What the exercise asks: Locate every line in the material below that has the word "page". Copy each of those lines.

Stored data:

** Begin **

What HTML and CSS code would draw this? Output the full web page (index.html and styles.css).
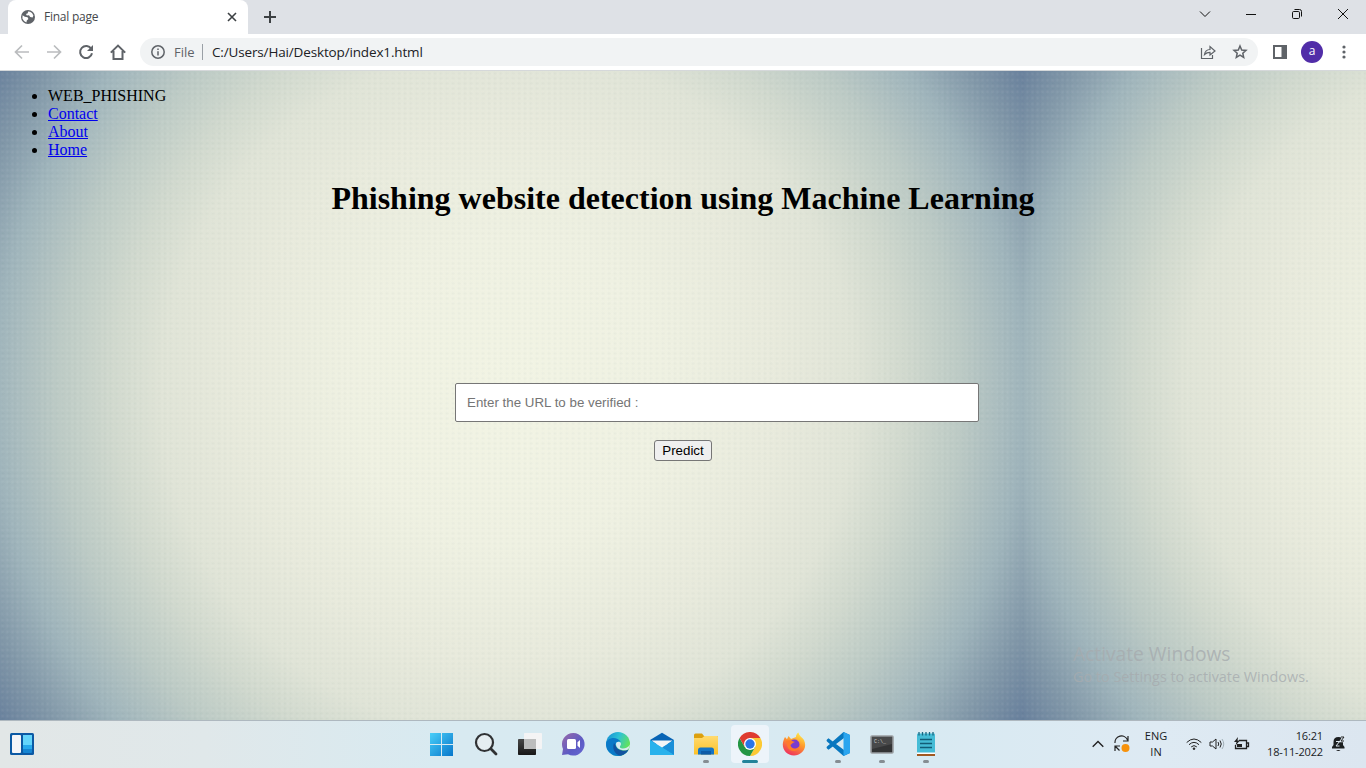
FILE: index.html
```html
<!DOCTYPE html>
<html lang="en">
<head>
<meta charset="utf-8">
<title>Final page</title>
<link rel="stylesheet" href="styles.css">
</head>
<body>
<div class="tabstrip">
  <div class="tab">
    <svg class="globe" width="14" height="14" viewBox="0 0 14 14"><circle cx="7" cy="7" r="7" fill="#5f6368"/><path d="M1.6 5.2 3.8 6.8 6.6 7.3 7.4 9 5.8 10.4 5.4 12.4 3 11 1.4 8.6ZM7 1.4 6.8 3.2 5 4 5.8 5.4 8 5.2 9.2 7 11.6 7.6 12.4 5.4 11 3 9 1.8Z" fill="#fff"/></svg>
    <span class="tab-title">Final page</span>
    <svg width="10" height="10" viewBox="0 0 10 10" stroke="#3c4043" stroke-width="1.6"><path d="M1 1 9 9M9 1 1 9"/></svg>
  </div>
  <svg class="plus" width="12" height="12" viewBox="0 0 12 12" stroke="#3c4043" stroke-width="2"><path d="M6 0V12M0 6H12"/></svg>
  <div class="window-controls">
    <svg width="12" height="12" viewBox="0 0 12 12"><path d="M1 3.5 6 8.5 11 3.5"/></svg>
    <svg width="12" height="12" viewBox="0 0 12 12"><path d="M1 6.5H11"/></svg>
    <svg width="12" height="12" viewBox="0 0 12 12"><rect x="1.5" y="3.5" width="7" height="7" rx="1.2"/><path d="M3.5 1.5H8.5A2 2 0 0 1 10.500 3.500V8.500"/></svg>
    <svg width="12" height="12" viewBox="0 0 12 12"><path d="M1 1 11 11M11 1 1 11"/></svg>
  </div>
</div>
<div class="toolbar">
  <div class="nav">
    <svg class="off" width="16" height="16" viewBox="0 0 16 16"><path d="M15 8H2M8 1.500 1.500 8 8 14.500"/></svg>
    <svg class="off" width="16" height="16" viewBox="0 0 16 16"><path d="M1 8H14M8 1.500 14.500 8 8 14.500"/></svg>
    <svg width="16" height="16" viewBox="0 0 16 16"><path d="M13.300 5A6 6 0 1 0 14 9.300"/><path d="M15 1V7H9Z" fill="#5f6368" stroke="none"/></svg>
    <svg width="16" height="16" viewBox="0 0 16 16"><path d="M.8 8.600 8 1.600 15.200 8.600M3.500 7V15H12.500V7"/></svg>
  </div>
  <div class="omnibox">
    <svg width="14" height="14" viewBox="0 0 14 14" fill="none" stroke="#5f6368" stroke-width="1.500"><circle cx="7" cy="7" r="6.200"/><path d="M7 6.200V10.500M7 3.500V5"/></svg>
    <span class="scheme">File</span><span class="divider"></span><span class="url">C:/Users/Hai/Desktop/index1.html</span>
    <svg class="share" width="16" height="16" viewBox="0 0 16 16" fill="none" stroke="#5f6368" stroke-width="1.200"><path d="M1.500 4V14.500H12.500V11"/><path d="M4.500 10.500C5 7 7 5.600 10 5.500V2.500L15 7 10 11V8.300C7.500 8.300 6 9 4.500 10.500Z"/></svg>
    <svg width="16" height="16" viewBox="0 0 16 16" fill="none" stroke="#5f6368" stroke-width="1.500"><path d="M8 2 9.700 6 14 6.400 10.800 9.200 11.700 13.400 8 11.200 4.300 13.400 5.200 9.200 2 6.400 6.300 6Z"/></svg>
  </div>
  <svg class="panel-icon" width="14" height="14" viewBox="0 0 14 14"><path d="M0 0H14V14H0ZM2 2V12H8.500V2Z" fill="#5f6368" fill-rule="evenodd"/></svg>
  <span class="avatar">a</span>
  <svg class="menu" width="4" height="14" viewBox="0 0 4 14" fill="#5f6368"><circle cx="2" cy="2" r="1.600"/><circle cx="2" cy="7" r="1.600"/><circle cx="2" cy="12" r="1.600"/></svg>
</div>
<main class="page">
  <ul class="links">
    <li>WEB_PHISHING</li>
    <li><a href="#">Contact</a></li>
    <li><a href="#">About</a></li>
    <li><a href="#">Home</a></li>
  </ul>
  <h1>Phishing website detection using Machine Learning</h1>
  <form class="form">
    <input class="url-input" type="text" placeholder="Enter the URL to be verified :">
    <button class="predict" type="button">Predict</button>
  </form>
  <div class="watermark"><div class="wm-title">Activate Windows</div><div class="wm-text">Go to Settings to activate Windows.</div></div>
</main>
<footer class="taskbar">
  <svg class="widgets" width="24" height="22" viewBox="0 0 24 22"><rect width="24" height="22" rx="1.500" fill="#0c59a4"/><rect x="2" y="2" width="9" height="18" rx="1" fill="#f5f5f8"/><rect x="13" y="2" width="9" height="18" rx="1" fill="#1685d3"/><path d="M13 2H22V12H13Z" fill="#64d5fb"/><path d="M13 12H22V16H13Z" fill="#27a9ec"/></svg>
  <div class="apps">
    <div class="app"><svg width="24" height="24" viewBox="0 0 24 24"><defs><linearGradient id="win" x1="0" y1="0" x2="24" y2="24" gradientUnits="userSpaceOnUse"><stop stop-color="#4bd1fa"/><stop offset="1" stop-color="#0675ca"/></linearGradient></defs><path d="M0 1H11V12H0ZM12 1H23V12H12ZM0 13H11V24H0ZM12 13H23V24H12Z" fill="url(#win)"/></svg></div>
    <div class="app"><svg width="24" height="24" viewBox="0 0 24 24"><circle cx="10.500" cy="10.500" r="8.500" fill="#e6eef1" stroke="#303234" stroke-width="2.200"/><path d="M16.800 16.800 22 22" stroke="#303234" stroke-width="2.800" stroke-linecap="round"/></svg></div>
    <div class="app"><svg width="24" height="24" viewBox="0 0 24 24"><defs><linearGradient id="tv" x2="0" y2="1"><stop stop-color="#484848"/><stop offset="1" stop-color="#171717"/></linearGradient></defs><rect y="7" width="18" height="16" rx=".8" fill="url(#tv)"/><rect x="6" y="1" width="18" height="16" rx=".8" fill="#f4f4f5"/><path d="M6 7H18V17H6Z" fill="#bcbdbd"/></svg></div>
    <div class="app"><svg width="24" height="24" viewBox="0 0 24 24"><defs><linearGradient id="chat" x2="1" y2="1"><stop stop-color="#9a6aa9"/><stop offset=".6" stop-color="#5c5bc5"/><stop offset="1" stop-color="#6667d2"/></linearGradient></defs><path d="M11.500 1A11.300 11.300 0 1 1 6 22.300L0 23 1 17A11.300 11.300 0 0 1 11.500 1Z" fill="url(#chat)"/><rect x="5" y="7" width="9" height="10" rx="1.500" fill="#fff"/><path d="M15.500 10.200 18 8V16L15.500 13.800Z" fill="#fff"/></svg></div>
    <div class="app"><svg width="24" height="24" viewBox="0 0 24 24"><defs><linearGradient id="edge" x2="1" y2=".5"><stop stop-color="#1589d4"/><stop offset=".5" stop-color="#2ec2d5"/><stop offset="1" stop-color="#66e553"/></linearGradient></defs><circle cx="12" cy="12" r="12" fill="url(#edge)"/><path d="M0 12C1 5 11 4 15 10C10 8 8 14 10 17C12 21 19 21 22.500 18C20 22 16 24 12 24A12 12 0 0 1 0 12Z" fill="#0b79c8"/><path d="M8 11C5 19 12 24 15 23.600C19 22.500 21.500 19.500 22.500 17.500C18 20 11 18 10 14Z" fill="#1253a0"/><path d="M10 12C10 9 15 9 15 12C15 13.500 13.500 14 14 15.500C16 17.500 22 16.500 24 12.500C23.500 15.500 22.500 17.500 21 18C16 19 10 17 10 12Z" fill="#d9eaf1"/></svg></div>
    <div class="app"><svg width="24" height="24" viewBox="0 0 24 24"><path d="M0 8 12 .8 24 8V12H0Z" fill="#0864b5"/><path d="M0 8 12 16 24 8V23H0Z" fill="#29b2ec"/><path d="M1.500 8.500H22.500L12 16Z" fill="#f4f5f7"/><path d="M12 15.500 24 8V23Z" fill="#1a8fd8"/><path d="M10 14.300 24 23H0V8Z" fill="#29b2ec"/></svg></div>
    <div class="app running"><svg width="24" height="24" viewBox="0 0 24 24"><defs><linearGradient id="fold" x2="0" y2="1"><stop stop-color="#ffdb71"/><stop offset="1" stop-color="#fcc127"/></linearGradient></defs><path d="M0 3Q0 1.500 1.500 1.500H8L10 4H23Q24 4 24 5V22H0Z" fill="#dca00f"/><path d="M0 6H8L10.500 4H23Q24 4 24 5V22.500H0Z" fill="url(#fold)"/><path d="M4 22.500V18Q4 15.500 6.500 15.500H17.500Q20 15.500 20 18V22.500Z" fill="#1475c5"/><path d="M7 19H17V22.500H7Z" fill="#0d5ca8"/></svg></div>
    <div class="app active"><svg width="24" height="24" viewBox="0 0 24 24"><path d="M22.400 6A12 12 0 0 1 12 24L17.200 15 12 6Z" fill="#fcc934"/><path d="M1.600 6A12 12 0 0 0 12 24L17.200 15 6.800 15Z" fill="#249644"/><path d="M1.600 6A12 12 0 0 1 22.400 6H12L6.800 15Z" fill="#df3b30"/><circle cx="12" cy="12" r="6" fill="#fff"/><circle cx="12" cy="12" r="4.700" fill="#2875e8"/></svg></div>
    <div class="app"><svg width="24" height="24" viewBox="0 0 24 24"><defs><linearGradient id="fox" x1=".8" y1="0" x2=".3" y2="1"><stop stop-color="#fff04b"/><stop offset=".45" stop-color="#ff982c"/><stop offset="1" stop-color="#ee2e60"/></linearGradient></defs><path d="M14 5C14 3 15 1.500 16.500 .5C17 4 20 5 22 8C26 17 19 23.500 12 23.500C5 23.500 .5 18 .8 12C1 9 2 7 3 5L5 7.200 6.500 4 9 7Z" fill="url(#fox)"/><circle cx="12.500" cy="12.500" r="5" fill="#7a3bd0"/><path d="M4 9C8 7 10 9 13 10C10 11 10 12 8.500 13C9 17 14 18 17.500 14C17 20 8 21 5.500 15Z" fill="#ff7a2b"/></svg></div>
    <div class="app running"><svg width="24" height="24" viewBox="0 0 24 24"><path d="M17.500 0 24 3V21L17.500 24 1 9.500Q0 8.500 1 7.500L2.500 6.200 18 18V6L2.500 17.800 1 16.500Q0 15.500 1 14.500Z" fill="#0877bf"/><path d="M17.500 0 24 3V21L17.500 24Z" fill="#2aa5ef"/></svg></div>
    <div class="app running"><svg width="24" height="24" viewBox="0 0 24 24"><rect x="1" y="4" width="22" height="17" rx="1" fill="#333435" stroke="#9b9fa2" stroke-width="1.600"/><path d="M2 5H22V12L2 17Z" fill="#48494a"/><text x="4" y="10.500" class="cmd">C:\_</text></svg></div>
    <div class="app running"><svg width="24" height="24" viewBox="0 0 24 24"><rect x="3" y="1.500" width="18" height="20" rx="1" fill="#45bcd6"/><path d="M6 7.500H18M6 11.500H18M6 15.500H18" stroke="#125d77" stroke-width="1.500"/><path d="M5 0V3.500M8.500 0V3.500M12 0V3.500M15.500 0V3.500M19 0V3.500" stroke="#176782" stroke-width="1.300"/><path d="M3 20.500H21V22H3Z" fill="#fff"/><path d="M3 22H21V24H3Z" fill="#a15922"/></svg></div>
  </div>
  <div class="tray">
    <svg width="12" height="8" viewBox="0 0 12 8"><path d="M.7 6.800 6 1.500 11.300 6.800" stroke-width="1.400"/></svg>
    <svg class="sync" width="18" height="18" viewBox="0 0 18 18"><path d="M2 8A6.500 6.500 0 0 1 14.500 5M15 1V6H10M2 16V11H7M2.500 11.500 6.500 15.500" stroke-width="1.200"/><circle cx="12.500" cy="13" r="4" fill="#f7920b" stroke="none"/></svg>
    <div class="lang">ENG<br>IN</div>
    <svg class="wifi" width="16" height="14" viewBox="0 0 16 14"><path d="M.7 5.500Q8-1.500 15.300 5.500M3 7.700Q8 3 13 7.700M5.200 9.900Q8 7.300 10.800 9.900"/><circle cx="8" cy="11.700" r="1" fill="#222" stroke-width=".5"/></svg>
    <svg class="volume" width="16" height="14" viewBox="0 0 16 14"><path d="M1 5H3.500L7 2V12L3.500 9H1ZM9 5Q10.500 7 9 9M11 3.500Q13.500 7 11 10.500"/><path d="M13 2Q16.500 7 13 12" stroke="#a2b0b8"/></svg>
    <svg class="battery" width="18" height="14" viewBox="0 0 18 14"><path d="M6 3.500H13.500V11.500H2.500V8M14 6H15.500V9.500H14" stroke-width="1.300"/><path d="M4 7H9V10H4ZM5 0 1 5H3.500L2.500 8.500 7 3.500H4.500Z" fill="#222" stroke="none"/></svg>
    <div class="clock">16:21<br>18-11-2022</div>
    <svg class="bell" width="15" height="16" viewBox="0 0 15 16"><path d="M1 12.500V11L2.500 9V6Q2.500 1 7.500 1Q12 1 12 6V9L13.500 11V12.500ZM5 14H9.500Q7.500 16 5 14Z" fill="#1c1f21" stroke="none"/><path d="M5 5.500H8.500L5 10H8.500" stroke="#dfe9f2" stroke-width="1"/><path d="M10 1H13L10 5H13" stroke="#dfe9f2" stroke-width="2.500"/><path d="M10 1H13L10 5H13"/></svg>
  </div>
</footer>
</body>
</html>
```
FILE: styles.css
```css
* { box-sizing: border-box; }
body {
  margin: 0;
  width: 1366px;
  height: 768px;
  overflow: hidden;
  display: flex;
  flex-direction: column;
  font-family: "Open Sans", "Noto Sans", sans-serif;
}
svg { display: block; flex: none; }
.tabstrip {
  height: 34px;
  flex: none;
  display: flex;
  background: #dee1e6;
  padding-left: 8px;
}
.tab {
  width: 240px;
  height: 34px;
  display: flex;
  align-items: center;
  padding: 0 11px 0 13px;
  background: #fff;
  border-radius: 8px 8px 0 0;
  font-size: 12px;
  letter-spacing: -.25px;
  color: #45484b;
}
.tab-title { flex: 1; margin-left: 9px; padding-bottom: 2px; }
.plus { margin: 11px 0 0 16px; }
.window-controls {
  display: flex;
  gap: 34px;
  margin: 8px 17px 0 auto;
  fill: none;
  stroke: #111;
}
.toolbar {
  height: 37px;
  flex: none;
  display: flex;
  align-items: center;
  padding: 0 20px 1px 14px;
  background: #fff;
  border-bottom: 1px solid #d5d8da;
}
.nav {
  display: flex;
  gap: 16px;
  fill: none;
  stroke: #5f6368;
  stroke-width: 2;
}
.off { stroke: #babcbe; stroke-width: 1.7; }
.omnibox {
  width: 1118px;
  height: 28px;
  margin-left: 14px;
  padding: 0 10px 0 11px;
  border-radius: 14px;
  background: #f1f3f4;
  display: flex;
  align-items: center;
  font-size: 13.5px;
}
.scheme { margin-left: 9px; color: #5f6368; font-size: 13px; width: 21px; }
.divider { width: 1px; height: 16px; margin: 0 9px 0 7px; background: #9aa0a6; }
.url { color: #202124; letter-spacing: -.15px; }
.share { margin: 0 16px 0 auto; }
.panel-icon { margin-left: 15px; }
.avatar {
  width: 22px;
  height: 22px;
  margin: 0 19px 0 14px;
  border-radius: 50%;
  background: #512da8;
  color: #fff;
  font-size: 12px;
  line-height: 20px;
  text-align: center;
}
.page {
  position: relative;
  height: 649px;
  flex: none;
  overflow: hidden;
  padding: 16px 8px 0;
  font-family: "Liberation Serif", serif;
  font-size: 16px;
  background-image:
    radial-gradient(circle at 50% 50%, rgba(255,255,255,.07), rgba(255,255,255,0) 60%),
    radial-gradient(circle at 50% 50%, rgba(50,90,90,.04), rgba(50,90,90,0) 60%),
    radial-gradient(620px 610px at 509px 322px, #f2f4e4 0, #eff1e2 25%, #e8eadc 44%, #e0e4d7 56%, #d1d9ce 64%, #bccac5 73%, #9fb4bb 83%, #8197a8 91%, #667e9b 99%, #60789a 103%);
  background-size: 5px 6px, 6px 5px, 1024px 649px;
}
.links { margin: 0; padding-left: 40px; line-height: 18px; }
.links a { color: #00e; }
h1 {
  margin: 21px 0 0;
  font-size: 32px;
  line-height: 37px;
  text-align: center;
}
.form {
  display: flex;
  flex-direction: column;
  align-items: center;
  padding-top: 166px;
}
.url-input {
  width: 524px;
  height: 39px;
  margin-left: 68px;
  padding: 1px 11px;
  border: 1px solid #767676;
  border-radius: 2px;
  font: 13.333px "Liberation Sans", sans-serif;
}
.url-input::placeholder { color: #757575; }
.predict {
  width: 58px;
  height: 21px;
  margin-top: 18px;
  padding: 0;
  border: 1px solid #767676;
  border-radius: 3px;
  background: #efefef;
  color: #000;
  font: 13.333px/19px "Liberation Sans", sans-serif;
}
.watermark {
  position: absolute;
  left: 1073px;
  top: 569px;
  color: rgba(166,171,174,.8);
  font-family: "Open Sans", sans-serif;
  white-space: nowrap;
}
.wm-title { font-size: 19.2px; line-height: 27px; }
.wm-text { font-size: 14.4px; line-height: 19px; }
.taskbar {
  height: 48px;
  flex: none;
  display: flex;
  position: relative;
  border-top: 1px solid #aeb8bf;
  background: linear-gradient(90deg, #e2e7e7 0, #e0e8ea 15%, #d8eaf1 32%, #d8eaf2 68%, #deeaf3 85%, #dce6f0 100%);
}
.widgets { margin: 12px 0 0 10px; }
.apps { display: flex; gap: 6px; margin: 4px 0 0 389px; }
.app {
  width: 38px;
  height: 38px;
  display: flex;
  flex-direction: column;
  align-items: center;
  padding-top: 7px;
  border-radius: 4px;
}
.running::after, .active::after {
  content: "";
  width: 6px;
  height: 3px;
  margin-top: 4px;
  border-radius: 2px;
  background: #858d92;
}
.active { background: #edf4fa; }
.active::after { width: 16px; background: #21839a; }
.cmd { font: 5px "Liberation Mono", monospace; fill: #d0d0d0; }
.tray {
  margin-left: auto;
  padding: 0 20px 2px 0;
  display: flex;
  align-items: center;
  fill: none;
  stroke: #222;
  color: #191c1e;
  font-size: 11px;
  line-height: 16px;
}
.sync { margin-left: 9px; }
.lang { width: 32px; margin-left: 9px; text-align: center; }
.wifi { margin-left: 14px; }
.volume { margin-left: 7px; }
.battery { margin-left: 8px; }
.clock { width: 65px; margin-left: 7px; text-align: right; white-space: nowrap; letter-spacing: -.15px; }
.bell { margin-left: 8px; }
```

** End **

Final answer:
What HTML and CSS code would draw this? Output the full web page (index.html and styles.css).
<title>Final page</title>
    <span class="tab-title">Final page</span>
<main class="page">
.page {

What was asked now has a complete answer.